Do this: Reproduce the lines of the material exactly, excluding every image.

(Pages as source code)
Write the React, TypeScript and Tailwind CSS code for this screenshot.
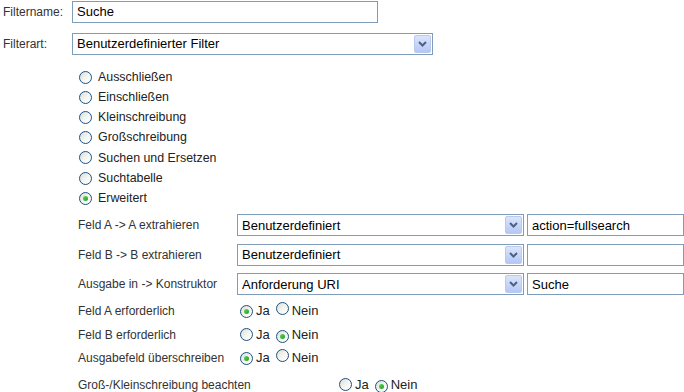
import React from "react";

const font = { fontFamily: '"Liberation Sans", Arial, sans-serif' };

function Radio({ checked }: { checked?: boolean }) {
  return (
    <span className="relative inline-flex h-[13px] w-[13px] shrink-0 items-center justify-center rounded-full border border-[#1c5180] bg-gradient-to-br from-[#dcdcd7] via-[#f4f4f0] to-white">
      {checked && (
        <span className="h-[5px] w-[5px] rounded-full bg-gradient-to-br from-[#5cd85c] to-[#1f9d1f]" />
      )}
    </span>
  );
}

function Chevron() {
  return (
    <span className="flex h-[18px] w-[17px] items-center justify-center rounded-[2px] border border-[#b9c9ef] bg-gradient-to-b from-[#dbe5fb] to-[#b4c8f6]">
      <svg width="9" height="6" viewBox="0 0 9 6">
        <path d="M1 1 L4.5 4.5 L8 1" stroke="#4d6185" strokeWidth="2" fill="none" />
      </svg>
    </span>
  );
}

function Select({ value, w }: { value: string; w: string }) {
  return (
    <div className={`flex h-[22px] items-center justify-between border border-[#7f9db9] bg-white pl-[4px] pr-[1px] text-[13px] text-black ${w}`}>
      <span>{value}</span>
      <Chevron />
    </div>
  );
}

function TextBox({ value, w }: { value: string; w: string }) {
  return (
    <div className={`flex h-[22px] items-center border border-[#7f9db9] bg-white pl-[4px] text-[13px] text-black ${w}`}>
      {value}
    </div>
  );
}

function JaNein({ ja }: { ja: boolean }) {
  return (
    <div className="flex items-center text-[13px] text-[#222]">
      <Radio checked={ja} />
      <span className="ml-[3px]">Ja</span>
      <span className="ml-[6px]"><Radio checked={!ja} /></span>
      <span className="ml-[3px]">Nein</span>
    </div>
  );
}

export default function App() {
  const radios = [
    "Ausschließen",
    "Einschließen",
    "Kleinschreibung",
    "Großschreibung",
    "Suchen und Ersetzen",
    "Suchtabelle",
    "Erweitert",
  ];
  return (
    <div className="h-[392px] w-[684px] overflow-hidden bg-white text-[12px] text-[#333]" style={font}>
      <div className="flex items-center pl-[3px] pt-[1px]">
        <span className="w-[69px]">Filtername:</span>
        <TextBox value="Suche" w="w-[306px]" />
      </div>
      <div className="mt-[10px] flex items-center pl-[3px]">
        <span className="w-[69px]">Filterart:</span>
        <Select value="Benutzerdefinierter Filter" w="w-[361px]" />
      </div>
      <div className="ml-[79px] mt-[12px] flex flex-col">
        {radios.map((r, i) => (
          <div key={r} className="flex h-[20.2px] items-center">
            <Radio checked={i === 6} />
            <span className="ml-[6px] text-[12.4px] text-[#222]">{r}</span>
          </div>
        ))}
      </div>
      <div className="ml-[78px] mt-[6px] flex flex-col gap-[7.5px]">
        {[
          ["Feld A -> A extrahieren", "Benutzerdefiniert", "action=fullsearch"],
          ["Feld B -> B extrahieren", "Benutzerdefiniert", ""],
          ["Ausgabe in -> Konstruktor", "Anforderung URI", "Suche"],
        ].map(([l, s, t]) => (
          <div key={l} className="flex items-center">
            <span className="w-[159px]">{l}</span>
            <Select value={s} w="w-[287px]" />
            <span className="ml-[3px]"><TextBox value={t} w="w-[157px]" /></span>
          </div>
        ))}
      </div>
      <div className="ml-[78px] mt-[4px] flex flex-col">
        {[
          ["Feld A erforderlich", true],
          ["Feld B erforderlich", false],
          ["Ausgabefeld überschreiben", true],
        ].map(([l, j]) => (
          <div key={l as string} className="flex h-[23.5px] items-center">
            <span className="w-[162px]">{l as string}</span>
            <JaNein ja={j as boolean} />
          </div>
        ))}
        <div className="mt-[3px] flex h-[24px] items-center">
          <span className="w-[261px]">Groß-/Kleinschreibung beachten</span>
          <JaNein ja={false} />
        </div>
      </div>
    </div>
  );
}
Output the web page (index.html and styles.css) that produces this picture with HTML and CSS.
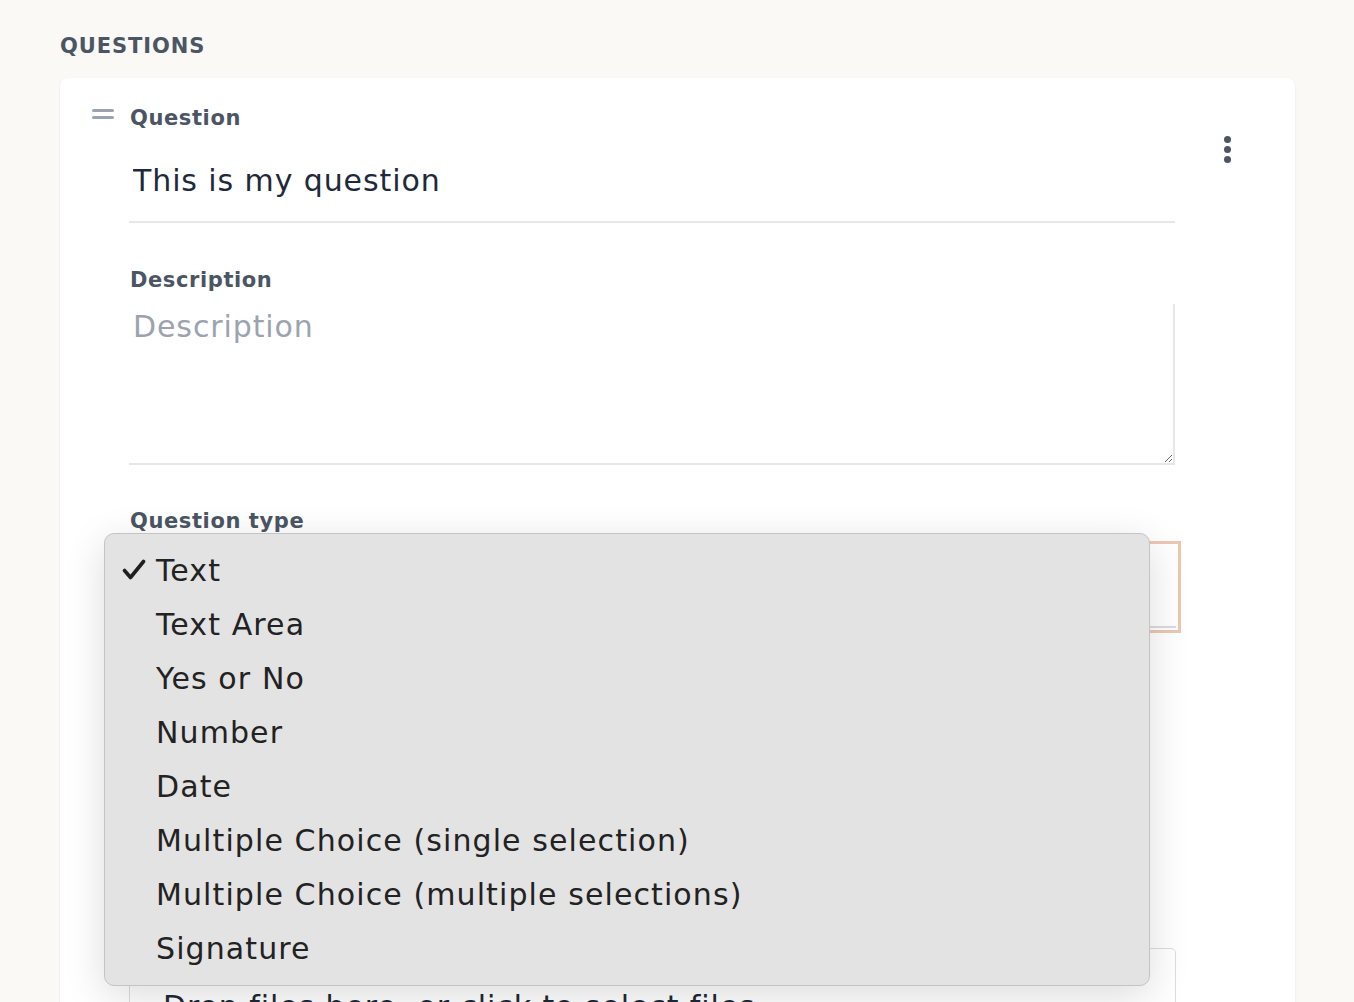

Written solution:
Write the React, TypeScript and Tailwind CSS code for this screenshot.
import React from "react";

const font = { fontFamily: '"Liberation Sans", Arial, sans-serif' };

function Radio({ checked }: { checked?: boolean }) {
  return (
    <span className="relative inline-flex h-[13px] w-[13px] shrink-0 items-center justify-center rounded-full border border-[#1c5180] bg-gradient-to-br from-[#dcdcd7] via-[#f4f4f0] to-white">
      {checked && (
        <span className="h-[5px] w-[5px] rounded-full bg-gradient-to-br from-[#5cd85c] to-[#1f9d1f]" />
      )}
    </span>
  );
}

function Chevron() {
  return (
    <span className="flex h-[18px] w-[17px] items-center justify-center rounded-[2px] border border-[#b9c9ef] bg-gradient-to-b from-[#dbe5fb] to-[#b4c8f6]">
      <svg width="9" height="6" viewBox="0 0 9 6">
        <path d="M1 1 L4.5 4.5 L8 1" stroke="#4d6185" strokeWidth="2" fill="none" />
      </svg>
    </span>
  );
}

function Select({ value, w }: { value: string; w: string }) {
  return (
    <div className={`flex h-[22px] items-center justify-between border border-[#7f9db9] bg-white pl-[4px] pr-[1px] text-[13px] text-black ${w}`}>
      <span>{value}</span>
      <Chevron />
    </div>
  );
}

function TextBox({ value, w }: { value: string; w: string }) {
  return (
    <div className={`flex h-[22px] items-center border border-[#7f9db9] bg-white pl-[4px] text-[13px] text-black ${w}`}>
      {value}
    </div>
  );
}

function JaNein({ ja }: { ja: boolean }) {
  return (
    <div className="flex items-center text-[13px] text-[#222]">
      <Radio checked={ja} />
      <span className="ml-[3px]">Ja</span>
      <span className="ml-[6px]"><Radio checked={!ja} /></span>
      <span className="ml-[3px]">Nein</span>
    </div>
  );
}

export default function App() {
  const radios = [
    "Ausschließen",
    "Einschließen",
    "Kleinschreibung",
    "Großschreibung",
    "Suchen und Ersetzen",
    "Suchtabelle",
    "Erweitert",
  ];
  return (
    <div className="h-[392px] w-[684px] overflow-hidden bg-white text-[12px] text-[#333]" style={font}>
      <div className="flex items-center pl-[3px] pt-[1px]">
        <span className="w-[69px]">Filtername:</span>
        <TextBox value="Suche" w="w-[306px]" />
      </div>
      <div className="mt-[10px] flex items-center pl-[3px]">
        <span className="w-[69px]">Filterart:</span>
        <Select value="Benutzerdefinierter Filter" w="w-[361px]" />
      </div>
      <div className="ml-[79px] mt-[12px] flex flex-col">
        {radios.map((r, i) => (
          <div key={r} className="flex h-[20.2px] items-center">
            <Radio checked={i === 6} />
            <span className="ml-[6px] text-[12.4px] text-[#222]">{r}</span>
          </div>
        ))}
      </div>
      <div className="ml-[78px] mt-[6px] flex flex-col gap-[7.5px]">
        {[
          ["Feld A -> A extrahieren", "Benutzerdefiniert", "action=fullsearch"],
          ["Feld B -> B extrahieren", "Benutzerdefiniert", ""],
          ["Ausgabe in -> Konstruktor", "Anforderung URI", "Suche"],
        ].map(([l, s, t]) => (
          <div key={l} className="flex items-center">
            <span className="w-[159px]">{l}</span>
            <Select value={s} w="w-[287px]" />
            <span className="ml-[3px]"><TextBox value={t} w="w-[157px]" /></span>
          </div>
        ))}
      </div>
      <div className="ml-[78px] mt-[4px] flex flex-col">
        {[
          ["Feld A erforderlich", true],
          ["Feld B erforderlich", false],
          ["Ausgabefeld überschreiben", true],
        ].map(([l, j]) => (
          <div key={l as string} className="flex h-[23.5px] items-center">
            <span className="w-[162px]">{l as string}</span>
            <JaNein ja={j as boolean} />
          </div>
        ))}
        <div className="mt-[3px] flex h-[24px] items-center">
          <span className="w-[261px]">Groß-/Kleinschreibung beachten</span>
          <JaNein ja={false} />
        </div>
      </div>
    </div>
  );
}
Output the web page (index.html and styles.css) that produces this picture with HTML and CSS.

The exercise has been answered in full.